» **Records for the task**:
* Begin *
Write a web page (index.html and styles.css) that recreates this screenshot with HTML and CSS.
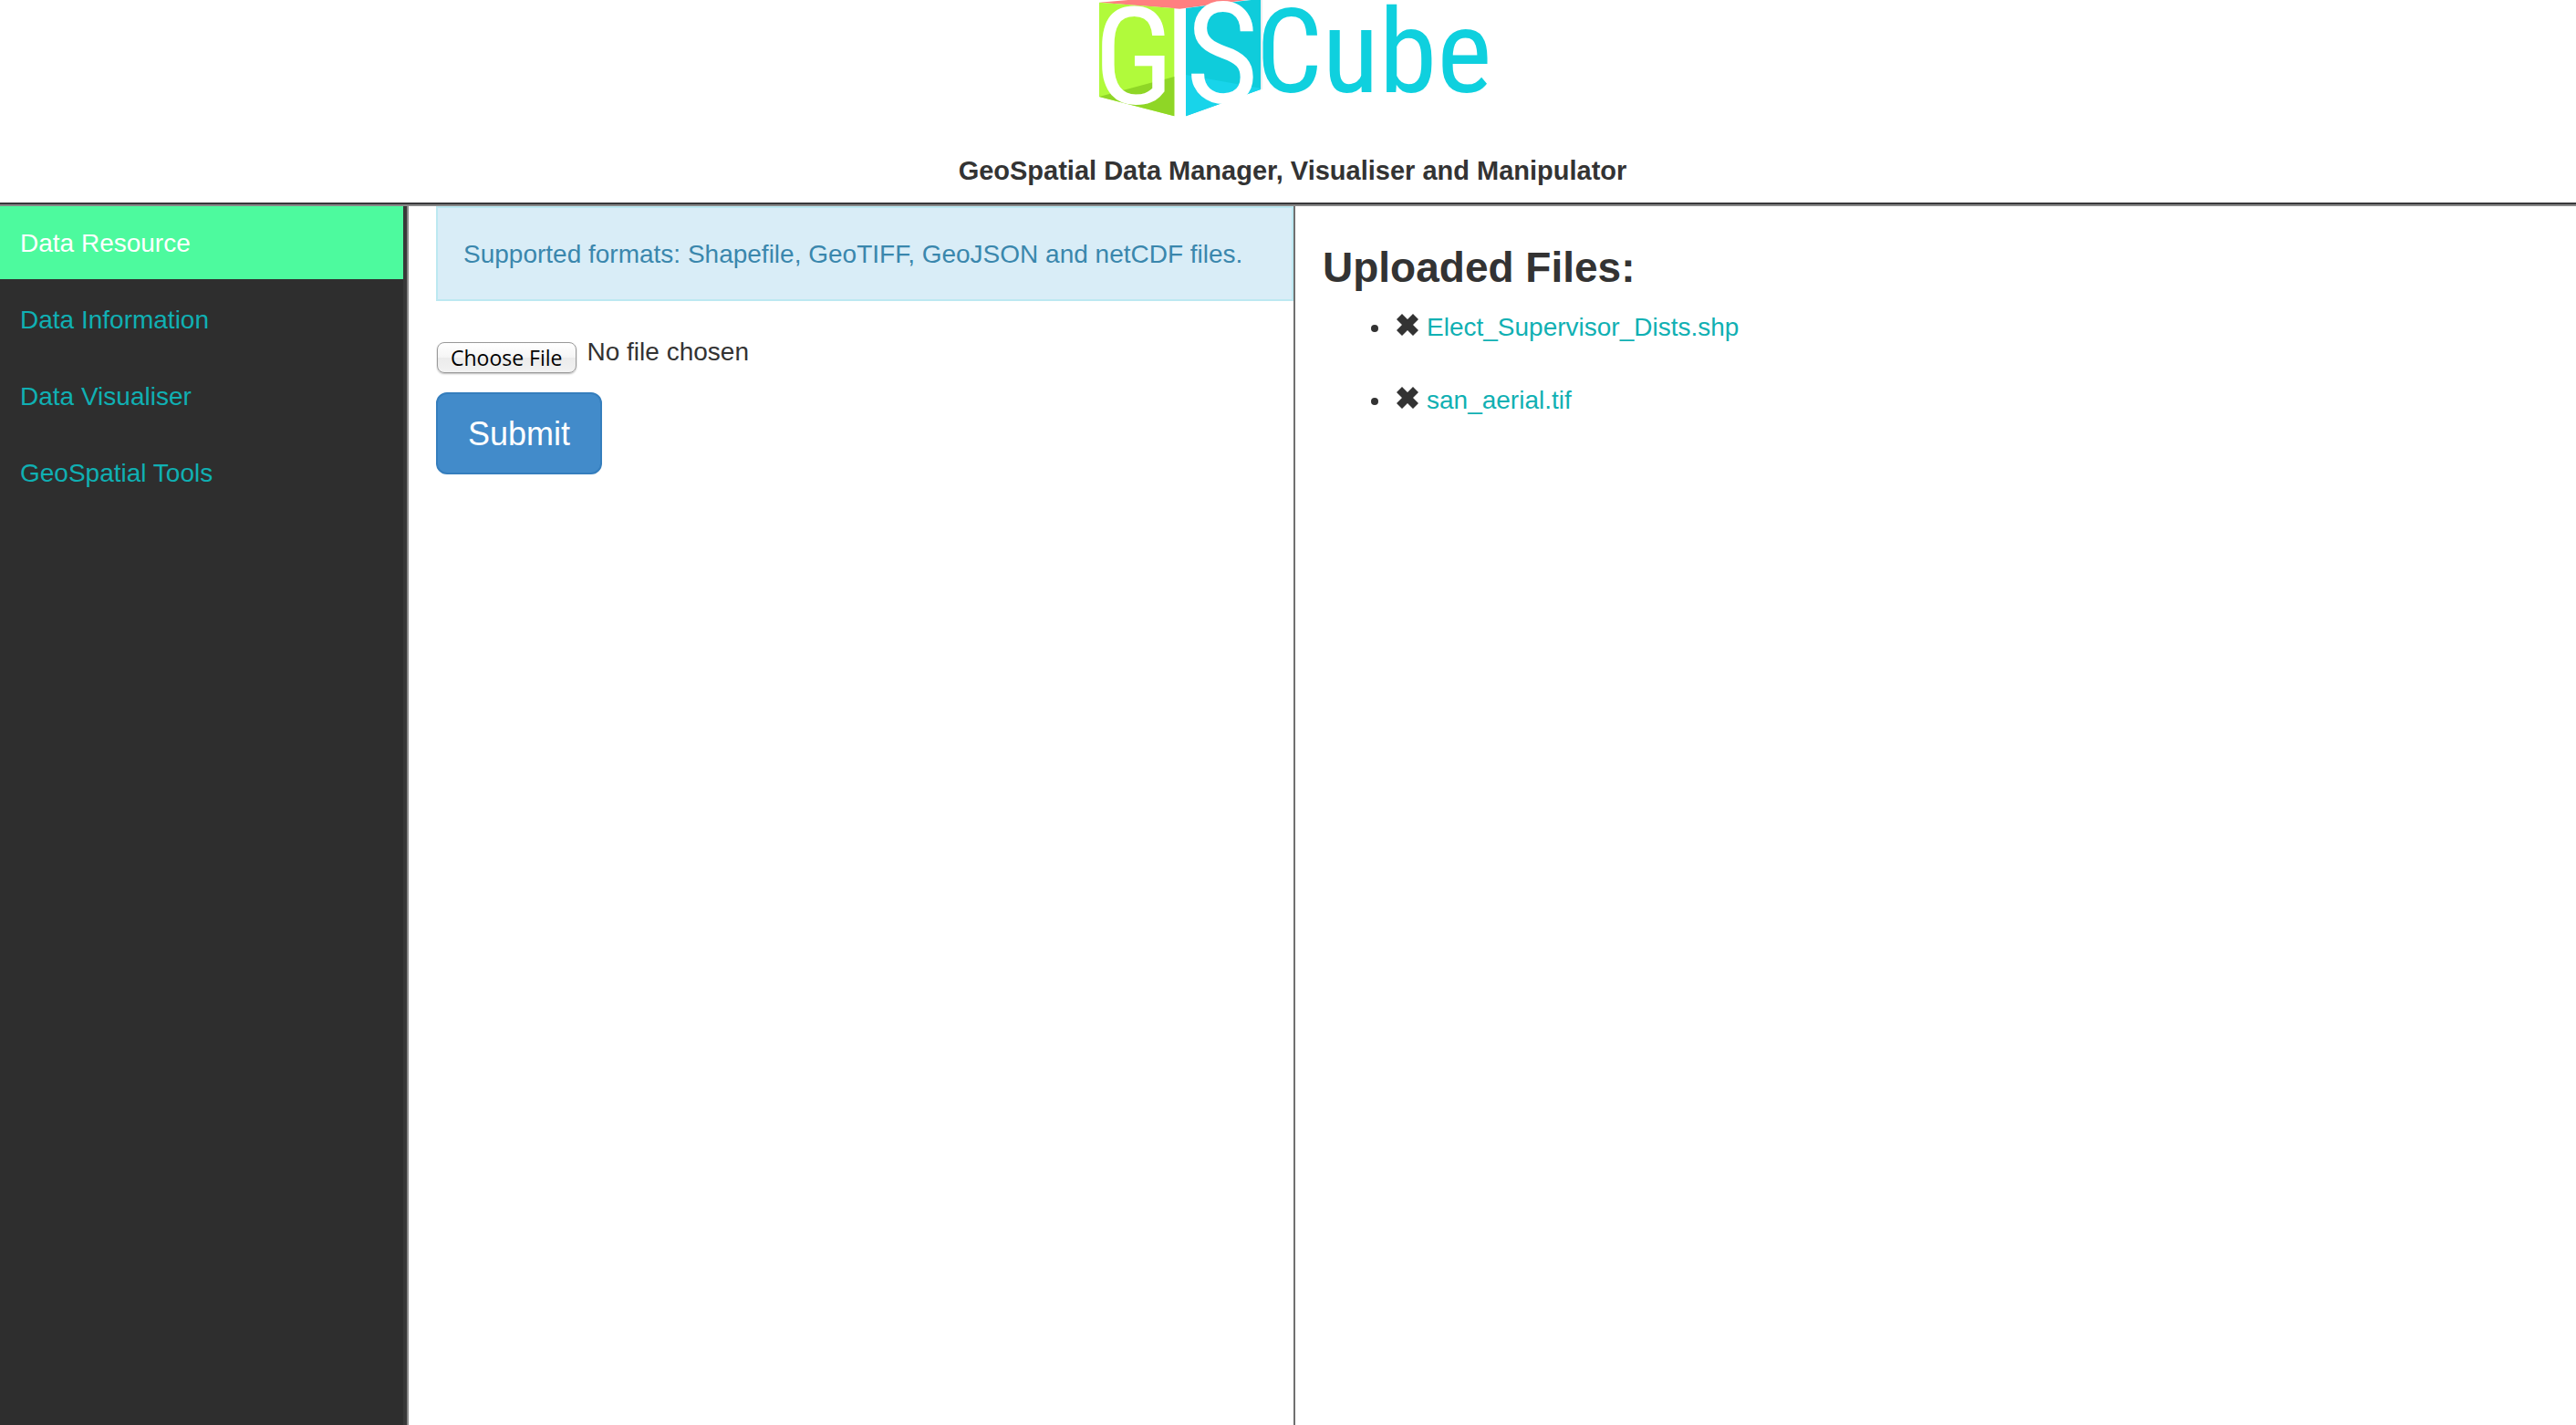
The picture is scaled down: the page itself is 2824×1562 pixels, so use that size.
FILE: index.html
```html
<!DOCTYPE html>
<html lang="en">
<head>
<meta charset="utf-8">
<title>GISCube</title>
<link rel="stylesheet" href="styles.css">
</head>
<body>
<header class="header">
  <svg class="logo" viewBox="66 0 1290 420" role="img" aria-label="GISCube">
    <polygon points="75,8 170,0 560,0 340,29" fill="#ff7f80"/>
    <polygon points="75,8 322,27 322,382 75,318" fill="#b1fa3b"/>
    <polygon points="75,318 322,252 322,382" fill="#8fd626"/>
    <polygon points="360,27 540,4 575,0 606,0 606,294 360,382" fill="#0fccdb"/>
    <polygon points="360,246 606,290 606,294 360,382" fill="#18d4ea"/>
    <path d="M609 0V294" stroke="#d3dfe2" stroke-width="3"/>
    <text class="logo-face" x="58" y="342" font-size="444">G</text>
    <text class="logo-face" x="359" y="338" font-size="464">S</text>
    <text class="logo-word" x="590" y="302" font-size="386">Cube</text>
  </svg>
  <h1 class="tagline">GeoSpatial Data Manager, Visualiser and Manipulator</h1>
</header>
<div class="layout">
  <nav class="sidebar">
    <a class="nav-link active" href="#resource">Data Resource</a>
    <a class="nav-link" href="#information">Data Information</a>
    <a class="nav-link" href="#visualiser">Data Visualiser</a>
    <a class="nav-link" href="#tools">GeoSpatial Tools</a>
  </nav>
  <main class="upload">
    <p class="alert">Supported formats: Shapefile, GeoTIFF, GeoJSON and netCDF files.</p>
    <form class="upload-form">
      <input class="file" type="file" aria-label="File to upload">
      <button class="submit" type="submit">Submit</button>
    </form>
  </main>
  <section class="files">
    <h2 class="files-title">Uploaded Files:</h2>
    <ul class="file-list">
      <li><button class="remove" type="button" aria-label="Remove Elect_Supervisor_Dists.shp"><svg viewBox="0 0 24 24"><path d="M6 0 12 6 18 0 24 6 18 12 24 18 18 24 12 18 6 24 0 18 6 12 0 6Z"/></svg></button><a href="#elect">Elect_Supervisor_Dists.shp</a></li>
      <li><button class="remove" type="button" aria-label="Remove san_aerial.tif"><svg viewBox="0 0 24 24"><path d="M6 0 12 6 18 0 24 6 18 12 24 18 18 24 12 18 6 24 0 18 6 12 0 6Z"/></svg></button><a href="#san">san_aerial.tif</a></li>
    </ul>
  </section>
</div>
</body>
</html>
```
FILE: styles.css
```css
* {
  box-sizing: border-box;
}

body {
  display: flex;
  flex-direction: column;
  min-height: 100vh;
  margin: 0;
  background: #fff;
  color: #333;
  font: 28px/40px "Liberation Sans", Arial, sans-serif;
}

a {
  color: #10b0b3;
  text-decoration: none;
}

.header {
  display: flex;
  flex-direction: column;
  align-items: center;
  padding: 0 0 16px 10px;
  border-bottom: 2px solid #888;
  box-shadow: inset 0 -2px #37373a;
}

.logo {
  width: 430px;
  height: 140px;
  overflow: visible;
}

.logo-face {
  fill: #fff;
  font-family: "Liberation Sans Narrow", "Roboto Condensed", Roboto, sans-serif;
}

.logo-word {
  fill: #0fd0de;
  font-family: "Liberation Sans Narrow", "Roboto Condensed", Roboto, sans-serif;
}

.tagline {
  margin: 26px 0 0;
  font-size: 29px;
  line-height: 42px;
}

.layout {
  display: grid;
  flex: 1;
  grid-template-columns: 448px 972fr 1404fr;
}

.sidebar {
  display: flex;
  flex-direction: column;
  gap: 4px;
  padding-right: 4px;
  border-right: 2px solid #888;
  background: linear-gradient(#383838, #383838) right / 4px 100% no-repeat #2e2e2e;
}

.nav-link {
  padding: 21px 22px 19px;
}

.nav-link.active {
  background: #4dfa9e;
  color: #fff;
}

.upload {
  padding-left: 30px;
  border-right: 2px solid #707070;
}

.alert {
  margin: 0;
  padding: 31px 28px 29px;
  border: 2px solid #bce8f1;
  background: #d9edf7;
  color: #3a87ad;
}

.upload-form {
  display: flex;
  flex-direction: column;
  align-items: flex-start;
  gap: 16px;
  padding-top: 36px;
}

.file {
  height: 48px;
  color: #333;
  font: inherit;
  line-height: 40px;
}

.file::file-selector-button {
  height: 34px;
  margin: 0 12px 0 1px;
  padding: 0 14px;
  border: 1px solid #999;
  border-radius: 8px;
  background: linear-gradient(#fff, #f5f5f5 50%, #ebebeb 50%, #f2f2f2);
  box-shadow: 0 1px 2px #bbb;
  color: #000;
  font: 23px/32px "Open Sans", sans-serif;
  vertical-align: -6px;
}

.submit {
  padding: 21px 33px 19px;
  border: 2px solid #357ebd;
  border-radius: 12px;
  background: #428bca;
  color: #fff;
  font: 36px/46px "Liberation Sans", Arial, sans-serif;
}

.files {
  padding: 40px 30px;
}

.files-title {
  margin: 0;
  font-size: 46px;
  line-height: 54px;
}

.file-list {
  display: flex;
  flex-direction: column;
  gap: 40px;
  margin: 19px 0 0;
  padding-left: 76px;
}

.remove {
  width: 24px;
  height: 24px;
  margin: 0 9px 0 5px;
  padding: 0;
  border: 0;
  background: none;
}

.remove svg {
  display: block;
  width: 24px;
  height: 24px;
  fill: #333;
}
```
* End *
* Begin *
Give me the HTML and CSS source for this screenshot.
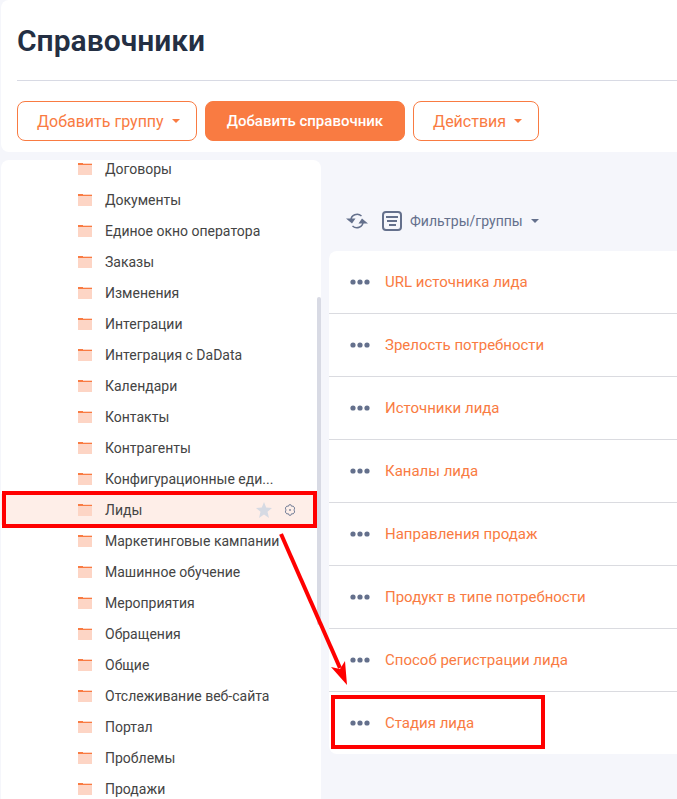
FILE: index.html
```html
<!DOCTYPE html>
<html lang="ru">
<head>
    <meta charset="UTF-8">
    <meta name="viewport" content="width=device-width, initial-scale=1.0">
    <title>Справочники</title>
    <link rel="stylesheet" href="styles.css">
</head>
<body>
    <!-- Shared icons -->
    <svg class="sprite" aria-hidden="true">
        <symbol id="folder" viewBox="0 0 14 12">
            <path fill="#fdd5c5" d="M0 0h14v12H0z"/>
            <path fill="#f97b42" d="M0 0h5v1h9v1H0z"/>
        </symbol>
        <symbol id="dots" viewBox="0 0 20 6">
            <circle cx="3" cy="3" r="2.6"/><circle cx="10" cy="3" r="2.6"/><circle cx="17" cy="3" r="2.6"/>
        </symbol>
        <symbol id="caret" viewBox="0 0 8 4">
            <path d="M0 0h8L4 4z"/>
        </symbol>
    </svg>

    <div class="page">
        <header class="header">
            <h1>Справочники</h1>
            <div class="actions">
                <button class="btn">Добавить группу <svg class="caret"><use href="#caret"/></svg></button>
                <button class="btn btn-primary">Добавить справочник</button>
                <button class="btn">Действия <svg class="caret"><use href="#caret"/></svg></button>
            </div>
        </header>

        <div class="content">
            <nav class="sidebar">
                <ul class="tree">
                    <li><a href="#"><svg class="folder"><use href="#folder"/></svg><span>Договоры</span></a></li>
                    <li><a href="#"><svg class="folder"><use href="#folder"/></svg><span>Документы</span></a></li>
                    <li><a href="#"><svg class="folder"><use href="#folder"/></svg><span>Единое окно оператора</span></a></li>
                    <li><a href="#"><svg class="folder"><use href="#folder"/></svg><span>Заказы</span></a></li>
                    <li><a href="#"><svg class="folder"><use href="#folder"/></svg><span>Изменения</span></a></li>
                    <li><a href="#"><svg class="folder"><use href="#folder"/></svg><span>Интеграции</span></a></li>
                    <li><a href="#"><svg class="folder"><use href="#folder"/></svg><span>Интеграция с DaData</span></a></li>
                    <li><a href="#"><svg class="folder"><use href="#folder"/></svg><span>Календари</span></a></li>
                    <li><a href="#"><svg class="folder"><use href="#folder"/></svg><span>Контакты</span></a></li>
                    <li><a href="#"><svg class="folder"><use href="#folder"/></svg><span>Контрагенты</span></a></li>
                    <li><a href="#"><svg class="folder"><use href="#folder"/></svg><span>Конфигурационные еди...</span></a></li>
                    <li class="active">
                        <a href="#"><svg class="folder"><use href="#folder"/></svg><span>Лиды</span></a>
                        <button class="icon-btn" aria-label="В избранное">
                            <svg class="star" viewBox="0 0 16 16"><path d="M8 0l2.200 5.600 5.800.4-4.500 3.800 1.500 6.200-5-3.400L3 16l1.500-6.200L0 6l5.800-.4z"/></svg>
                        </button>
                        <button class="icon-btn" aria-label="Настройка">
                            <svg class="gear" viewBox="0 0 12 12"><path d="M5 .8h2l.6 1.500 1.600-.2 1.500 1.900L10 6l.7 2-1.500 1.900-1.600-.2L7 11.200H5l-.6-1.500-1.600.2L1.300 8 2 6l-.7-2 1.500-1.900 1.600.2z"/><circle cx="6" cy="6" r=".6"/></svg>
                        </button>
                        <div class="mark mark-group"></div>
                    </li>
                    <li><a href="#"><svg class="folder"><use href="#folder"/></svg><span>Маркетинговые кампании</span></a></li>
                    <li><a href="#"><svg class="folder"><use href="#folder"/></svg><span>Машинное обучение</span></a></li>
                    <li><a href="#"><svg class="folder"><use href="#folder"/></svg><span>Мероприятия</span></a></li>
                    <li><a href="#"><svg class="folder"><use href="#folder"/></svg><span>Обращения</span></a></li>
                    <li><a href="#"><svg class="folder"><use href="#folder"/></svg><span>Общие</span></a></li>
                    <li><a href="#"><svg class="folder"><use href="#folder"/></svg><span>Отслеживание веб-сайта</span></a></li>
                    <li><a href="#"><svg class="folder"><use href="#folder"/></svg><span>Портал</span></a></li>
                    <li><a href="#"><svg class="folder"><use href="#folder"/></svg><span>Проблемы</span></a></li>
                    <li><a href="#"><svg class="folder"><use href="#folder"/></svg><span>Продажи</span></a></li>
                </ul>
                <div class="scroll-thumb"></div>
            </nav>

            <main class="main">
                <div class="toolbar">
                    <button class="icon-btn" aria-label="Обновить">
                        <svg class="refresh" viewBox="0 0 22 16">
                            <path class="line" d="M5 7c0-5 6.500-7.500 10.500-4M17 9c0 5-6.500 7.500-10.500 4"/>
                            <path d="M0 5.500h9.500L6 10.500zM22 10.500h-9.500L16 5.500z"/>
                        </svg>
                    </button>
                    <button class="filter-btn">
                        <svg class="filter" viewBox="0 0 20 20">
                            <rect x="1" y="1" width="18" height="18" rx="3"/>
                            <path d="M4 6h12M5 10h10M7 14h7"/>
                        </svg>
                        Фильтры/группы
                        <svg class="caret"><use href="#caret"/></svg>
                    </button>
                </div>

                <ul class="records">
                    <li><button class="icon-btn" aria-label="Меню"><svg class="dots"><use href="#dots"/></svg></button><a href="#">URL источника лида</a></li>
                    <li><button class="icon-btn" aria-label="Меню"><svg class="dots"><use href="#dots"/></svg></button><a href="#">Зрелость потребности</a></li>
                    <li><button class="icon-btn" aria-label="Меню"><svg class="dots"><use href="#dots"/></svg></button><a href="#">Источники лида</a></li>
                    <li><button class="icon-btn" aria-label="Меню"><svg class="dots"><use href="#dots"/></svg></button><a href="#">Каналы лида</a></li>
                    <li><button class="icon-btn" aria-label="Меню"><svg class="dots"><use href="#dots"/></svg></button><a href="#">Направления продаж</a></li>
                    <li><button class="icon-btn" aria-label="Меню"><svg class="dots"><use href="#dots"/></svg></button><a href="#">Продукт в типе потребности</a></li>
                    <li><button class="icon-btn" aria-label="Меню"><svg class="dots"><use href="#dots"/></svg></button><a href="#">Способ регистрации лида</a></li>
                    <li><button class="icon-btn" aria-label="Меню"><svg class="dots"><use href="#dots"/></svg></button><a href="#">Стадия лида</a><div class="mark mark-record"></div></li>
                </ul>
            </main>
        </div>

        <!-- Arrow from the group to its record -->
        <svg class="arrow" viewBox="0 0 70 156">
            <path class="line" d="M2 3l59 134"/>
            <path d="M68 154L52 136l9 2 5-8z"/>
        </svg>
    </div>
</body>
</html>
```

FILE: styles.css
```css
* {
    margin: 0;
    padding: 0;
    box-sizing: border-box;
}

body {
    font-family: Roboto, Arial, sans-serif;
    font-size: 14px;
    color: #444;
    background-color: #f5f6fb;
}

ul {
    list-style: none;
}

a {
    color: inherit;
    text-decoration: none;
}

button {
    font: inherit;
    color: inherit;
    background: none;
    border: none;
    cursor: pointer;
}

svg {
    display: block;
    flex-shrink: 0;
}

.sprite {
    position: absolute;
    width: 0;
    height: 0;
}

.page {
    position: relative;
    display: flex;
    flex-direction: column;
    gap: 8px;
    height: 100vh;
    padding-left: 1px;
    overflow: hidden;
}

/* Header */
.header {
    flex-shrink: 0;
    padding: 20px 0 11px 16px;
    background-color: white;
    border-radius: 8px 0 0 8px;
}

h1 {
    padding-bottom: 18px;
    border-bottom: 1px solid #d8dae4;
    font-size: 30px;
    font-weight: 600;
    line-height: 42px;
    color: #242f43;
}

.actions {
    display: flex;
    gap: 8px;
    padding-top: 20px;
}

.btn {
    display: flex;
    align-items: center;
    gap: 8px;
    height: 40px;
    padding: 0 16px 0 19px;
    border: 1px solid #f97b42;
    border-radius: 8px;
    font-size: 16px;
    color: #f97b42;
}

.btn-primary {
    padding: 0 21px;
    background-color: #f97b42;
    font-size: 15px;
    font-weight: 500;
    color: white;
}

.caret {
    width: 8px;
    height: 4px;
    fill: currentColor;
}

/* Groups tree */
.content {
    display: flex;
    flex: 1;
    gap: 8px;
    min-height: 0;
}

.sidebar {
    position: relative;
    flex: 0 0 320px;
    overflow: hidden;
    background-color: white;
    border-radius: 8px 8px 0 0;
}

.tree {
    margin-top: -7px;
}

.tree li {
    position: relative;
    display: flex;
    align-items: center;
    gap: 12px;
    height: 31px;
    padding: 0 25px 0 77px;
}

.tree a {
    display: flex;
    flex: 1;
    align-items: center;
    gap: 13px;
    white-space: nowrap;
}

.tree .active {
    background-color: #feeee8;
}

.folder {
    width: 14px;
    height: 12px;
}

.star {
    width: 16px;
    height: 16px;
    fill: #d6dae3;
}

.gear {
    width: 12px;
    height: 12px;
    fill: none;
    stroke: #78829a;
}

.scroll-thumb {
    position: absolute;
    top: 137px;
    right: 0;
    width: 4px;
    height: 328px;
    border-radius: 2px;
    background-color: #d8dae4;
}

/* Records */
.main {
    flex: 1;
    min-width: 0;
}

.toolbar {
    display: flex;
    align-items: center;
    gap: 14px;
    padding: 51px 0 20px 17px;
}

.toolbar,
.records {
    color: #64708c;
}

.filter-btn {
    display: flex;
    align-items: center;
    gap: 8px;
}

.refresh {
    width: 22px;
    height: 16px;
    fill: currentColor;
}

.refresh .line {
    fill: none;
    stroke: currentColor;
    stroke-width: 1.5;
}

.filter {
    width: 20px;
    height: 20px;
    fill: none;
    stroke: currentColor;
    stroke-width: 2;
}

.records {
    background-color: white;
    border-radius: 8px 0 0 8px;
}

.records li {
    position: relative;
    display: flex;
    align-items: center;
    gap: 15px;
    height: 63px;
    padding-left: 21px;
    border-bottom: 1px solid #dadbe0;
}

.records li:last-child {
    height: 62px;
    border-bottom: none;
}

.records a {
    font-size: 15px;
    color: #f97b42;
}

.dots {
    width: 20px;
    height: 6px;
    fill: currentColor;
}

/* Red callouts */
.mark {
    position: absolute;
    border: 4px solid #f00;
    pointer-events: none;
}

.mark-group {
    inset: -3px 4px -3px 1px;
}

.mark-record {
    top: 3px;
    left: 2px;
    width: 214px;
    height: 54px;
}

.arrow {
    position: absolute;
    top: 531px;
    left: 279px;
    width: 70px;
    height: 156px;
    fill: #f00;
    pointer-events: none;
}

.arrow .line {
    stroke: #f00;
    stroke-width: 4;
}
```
* End *
Extract from the material all lines containing the string "page".

» **Result for this task**:
Write a web page (index.html and styles.css) that recreates this screenshot with HTML and CSS.
The picture is scaled down: the page itself is 2824×1562 pixels, so use that size.
    <div class="page">
.page {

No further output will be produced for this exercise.